━━━━━ INFORMATION SUPPLIED ━━━━━

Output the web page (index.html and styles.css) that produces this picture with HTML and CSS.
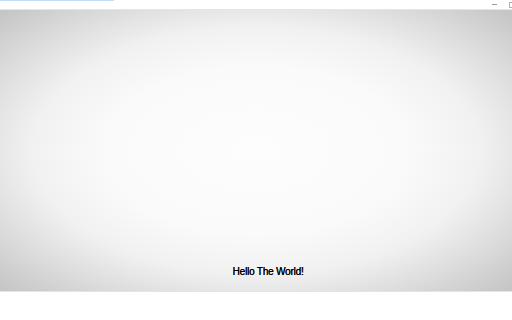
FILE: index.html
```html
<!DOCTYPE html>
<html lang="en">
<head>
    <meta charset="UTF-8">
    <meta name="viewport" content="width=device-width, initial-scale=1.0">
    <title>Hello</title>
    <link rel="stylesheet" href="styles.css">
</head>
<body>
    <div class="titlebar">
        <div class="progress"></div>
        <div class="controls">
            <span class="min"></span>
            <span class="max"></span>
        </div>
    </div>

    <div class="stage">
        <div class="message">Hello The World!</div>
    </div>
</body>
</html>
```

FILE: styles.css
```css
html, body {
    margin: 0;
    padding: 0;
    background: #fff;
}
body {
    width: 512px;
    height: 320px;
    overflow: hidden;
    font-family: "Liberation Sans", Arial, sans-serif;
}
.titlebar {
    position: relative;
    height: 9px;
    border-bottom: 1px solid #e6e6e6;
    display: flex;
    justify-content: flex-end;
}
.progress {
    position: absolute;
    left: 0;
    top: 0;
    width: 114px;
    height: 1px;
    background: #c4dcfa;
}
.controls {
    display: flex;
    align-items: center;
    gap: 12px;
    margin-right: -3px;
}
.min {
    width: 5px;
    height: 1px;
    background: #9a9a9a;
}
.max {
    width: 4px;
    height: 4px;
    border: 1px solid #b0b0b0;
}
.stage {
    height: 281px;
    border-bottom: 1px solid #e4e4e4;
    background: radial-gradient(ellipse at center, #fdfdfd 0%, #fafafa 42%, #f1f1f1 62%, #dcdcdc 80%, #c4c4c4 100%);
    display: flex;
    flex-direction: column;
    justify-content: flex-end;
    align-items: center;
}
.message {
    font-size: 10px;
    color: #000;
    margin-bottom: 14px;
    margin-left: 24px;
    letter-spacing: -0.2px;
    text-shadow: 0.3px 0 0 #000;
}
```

━━━━━

• _SET PROBLEM_: Return the listing above word for word, with the pictures removed.

• _SOLUTION_:
Output the web page (index.html and styles.css) that produces this picture with HTML and CSS.
FILE: index.html
```html
<!DOCTYPE html>
<html lang="en">
<head>
    <meta charset="UTF-8">
    <meta name="viewport" content="width=device-width, initial-scale=1.0">
    <title>Hello</title>
    <link rel="stylesheet" href="styles.css">
</head>
<body>
    <div class="titlebar">
        <div class="progress"></div>
        <div class="controls">
            <span class="min"></span>
            <span class="max"></span>
        </div>
    </div>

    <div class="stage">
        <div class="message">Hello The World!</div>
    </div>
</body>
</html>
```

FILE: styles.css
```css
html, body {
    margin: 0;
    padding: 0;
    background: #fff;
}
body {
    width: 512px;
    height: 320px;
    overflow: hidden;
    font-family: "Liberation Sans", Arial, sans-serif;
}
.titlebar {
    position: relative;
    height: 9px;
    border-bottom: 1px solid #e6e6e6;
    display: flex;
    justify-content: flex-end;
}
.progress {
    position: absolute;
    left: 0;
    top: 0;
    width: 114px;
    height: 1px;
    background: #c4dcfa;
}
.controls {
    display: flex;
    align-items: center;
    gap: 12px;
    margin-right: -3px;
}
.min {
    width: 5px;
    height: 1px;
    background: #9a9a9a;
}
.max {
    width: 4px;
    height: 4px;
    border: 1px solid #b0b0b0;
}
.stage {
    height: 281px;
    border-bottom: 1px solid #e4e4e4;
    background: radial-gradient(ellipse at center, #fdfdfd 0%, #fafafa 42%, #f1f1f1 62%, #dcdcdc 80%, #c4c4c4 100%);
    display: flex;
    flex-direction: column;
    justify-content: flex-end;
    align-items: center;
}
.message {
    font-size: 10px;
    color: #000;
    margin-bottom: 14px;
    margin-left: 24px;
    letter-spacing: -0.2px;
    text-shadow: 0.3px 0 0 #000;
}
```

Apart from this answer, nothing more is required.